1. the MFCC_R matrix, of size (k, n), containing the MFCC coefficients for the real audio file R;
2. the MFCC_S matrix, of size (k, m), containing the MFCC coefficients for the synthesized audio file S.

Each column of the matrix, also called frame, corresponds to a sub-interval of the audio file, all with the same length, for example 40 milliseconds. So, if the audio file R has length 10 seconds, MFCC_R will have 250 columns, the first corresponding to the interval between 0.000 and 0.040, the second corresponding to the interval [0.040, 0.080], and so on. Since in general the audio files R and S have different lengths, the corresponding MFCC_R and MFCC_S matrices will have a different number of columns, let's say n and m respectively.

Both matrices have k rows, each representing one MFCC coefficient. The first coefficient (row 0) of each frame represents the spectral log power of the audio in that frame.

For both R and S, we can map a time instant in the audio file to the corresponding frame index in MFCC_R or MFCC_S. Moreover, we can map back a frame index in MFCC_R or MFCC_S to the corresponding interval in R or S.

Step 4: compute DTW

The next step consists in computing the DTW between the two MFCC matrices.

First, a cost matrix COST of size (n, m) is computed by taking the dot product * of the two MFCC matrices:

COST[i][j] = MFCC_R[:][i] * MFCC_S[:][j]

Then, the DTW algorithm is run over the cost matrix to find the minimum cost path transforming S into R.

Since computing this algorithm over the full matrix would be too expensive, requiring space (memory) and time Theta(nm), only a stripe (band) around the main diagonal is computed, and the DTW path is constrained to stay inside this stripe. The width d of the stripe, the so-called margin, is a parameter adjusting the tradeoff between the "quality" of the approximation produced and the space/time Theta(nd) to produce it.

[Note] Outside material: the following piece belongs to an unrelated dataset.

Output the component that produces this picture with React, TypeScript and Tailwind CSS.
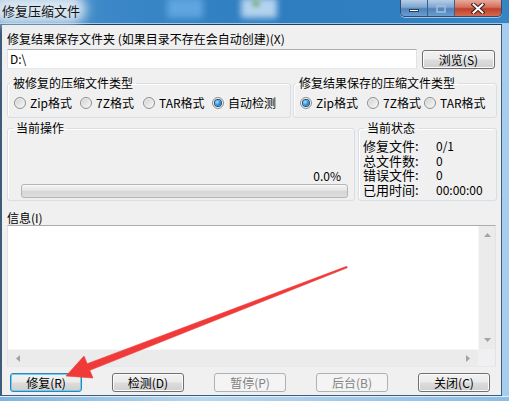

This approach is called Sakoe-Chiba Band (approximation of the exact) Dynamic Time Warping, because, in general, the produced path is not the minimum cost path, but only an approximation of it. However, given the particular structure of the forced alignment task, the Sakoe-Chiba approximation often returns the optimal solution, when the margin d is set suitably large to "absorb" the variation of speed between the real audio and the synthesized audio, but small enough to make the computation fast enough.

The output of this step is a synt-frame-index-to-real-frame-index map M2, which associates a column index in MFCC_R to each column index in MFCC_S. In other words, it maps the synthesized time domain back onto the real time domain. In our example:

M2 = [
    0  -> 10
    1  -> 11
    2  -> 12
    3  -> 14
    ...
    15 -> 66
    16 -> 67
    ...
    m  -> n
]

Thanks to the implicit frame-index-to-audio-time correspondence, the M2 map can be viewed as mapping intervals in the synthesized audio into intervals of the real audio:

M2 = [
    [0.000, 0.040] -> [0.000, 0.440]
    [0.040, 0.080] -> [0.480, 0.520]
    [0.080, 0.120] -> [0.520, 0.560]
    [0.120, 0.160] -> [0.600, 0.640]
    ...
    [0.600, 0.640] -> [2.640, 2.680]
    [0.640, 0.680] -> [2.680, 2.720]
    ...
]

Step 5: mapping back to the real time domain

The last step consists in composing the two maps M2 and M1, obtaining the desired map M that associates each text fragment f to the corresponding interval in the real audio file:

M[f] = [ M2[(M1[f].begin)].begin, M2[(M1[f].end)].begin ]

Continuing our example, for the first text fragment we have:

f      = f_1                # "Sonnet 1"

M1[f]  = [0.000, 0.638]     # in the synthesized audio
       = [0, 15]            # as MFCC_S indices

M2[0]  = 0                  # as MFCC_R index
       = [0.000, 0.040]     # as interval in the real audio
M2[15] = 66                 # as MFCC_R index
       = [2.640, 2.680]     # as interval in the real audio

M[f_1] = [0.000, 2.640]     # in the real audio

Repeating the above for each fragment, we obtain the map M for the entire text:

M = [
    "Sonnet I"                                       -> [ 0.000,  2.640]
    "From fairest creatures we desire increase,"     -> [ 2.640,  5.880]
    "That thereby beauty's rose might never die,"    -> [ 5.880,  9.240]
    "But as the riper should by time decease,"       -> [ 9.240, 11.920]
    "His tender heir might bear his memory:"         -> [11.920, 15.280]
    ...
    "To eat the world's due, by the grave and thee." -> [48.080, 53.240]
]

NOTE: The final output map M has time values which are multiples of the MFCC frame size (MFCC window shift), for example 40 milliseconds in the example above. This effect is due to the discretization of the audio signal. The user can reduce this effect by setting a smaller MFCC window shift, say to 5 milliseconds, at the cost of increasing the demand of computation resources (memory and time). The default settings of aeneas are fine for aligning audio and text when the text fragments have paragraph, sentence, or sub-sentence granularity. For word-level granularity, the user might want to decrease the MFCC window shift parameter. Please consult the Command Line Tutorial in the documentation for further advice.